Predicate calculus

[Jeremy Weissmann]

Hello all,

I came across this problem today, which is annoying me. Here let x and y be of the same nonempty type. We wish to show:

(*) (Ax : (Ey :: f.y) => f.x : g.x) => (Ex :: g.x) .

Being out of practice, I could only proceed by interpreting as follows: If f.x holds for some x , then (Ey :: f.y) => f.x holds, and hence g.x holds. So (Ex :: g.x) holds. Otherwise (Ey :: f.y) is false, in which case (Ey :: f.y) => f.x holds for every x , in which case g.x holds for every x , and since x’s type is nonempty, this means that (Ex :: g.x) holds.

Can someone help me calculate this?!

+j

[Jeremy Weissmann]

At the very least, I could figure out a calculation using a method I once called Skolemization or Case Analysis, which says that if I can calculate X using a property p.c , then to show X it suffices to show (Ec :: p.c) .

In the context of my problem, I wanted to show:

(*) (Ax : (Ey :: f.y) => f.x : g.x) => (Ex :: g.x) .

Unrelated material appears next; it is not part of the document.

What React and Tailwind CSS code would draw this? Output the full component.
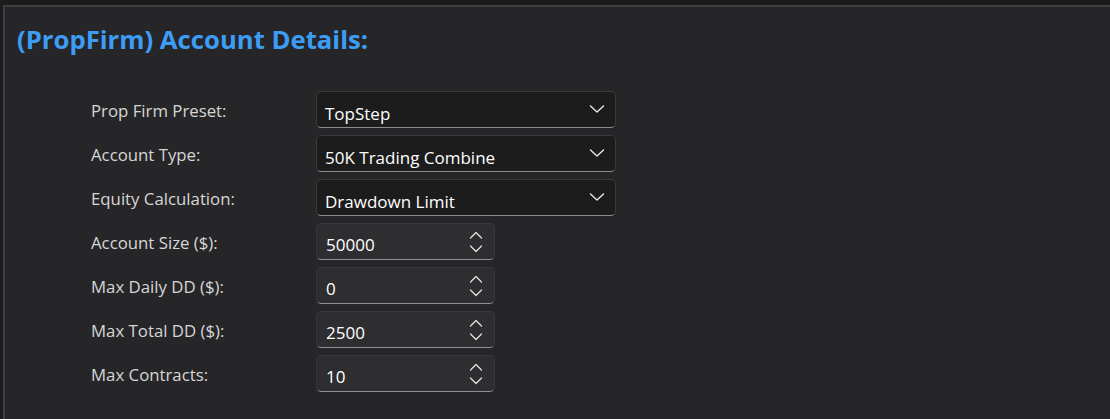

I can do this by putting the antecedent into the context and proving the consequent:

|[ (Ax : (Ey :: f.y) => f.x : g.x)

true
== { ** using (Ey :: f.y) => f.x }
g.x
=> { predicate calculus }
(Ex :: g.x)

]|

By Skolemization, it suffices to prove (Ex :: (Ey :: f.y) => f.x)) , which is a walkover:

(Ex :: (Ey :: f.y) => f.x))
== { x’s type is nonempty }
(Ey :: f.y) => (Ex :: f.y)
== { pred. calc. }
true .

[Jeremy Weissmann]

For the record, I have also called this the Heuristic of Auxiliary Symbols:

http://mathmeth.com/jaw/main/jaw0xx/jaw77.pdf

http://mathmeth.com/jaw/main/jaw0xx/jaw72.pdf

http://mathmeth.com/jaw/main/jaw1xx/jaw109.pdf

On Oct 2, 2024, at 17:20, Jeremy Weissmann <plusj...@gmail.com> wrote:

[Diethard Michaelis]

Hi Jeremy,

From the DS book near the end of chapter 5 (I renamed f into g ...)
(119) [(Ex::r.x)=>((Ax: r.x: g.x)=>Y == (Ex: r.x: g.x=>Y)))]

Substituting
. Y := (Ex::g.x)
. r.x := (Ey::f.y)=>f.x
the desideratum becomes the middle subexpression
. (Ax: r.x: g.x)=>Y
where range r is not empty i.e.
. [(Ex::r.x)]
on behalf of
. (Ex::(Ey::f.y)=>f.x)
. == { P=> over (Ex::) (non empty range true) }
. (Ey::f.y)=>(Ex::f.x)
. == {}
. true
and (on behalf of instantiation) we have
. [g.x=>Y]
and consequently (non empty r)
. [(Ex: r.x: g.x=>Y)]
the right subexpression is true, too.
Thus from (119) we conclude
. [true=>(desideratum == true)]
and we are done.

Cheers, Diethard.

[Jeremy Weissmann]

Hi all,

   Here is a new effort inspired by Diethard's work.  Of course we are saying very similar things, but in different ways.  I enjoy feeling out the slight differences in these presentations.

   We are asked to show:

     (Ax : (Ey :: f.y) => f.x : g.x)  =>  (Ex :: g.x)         .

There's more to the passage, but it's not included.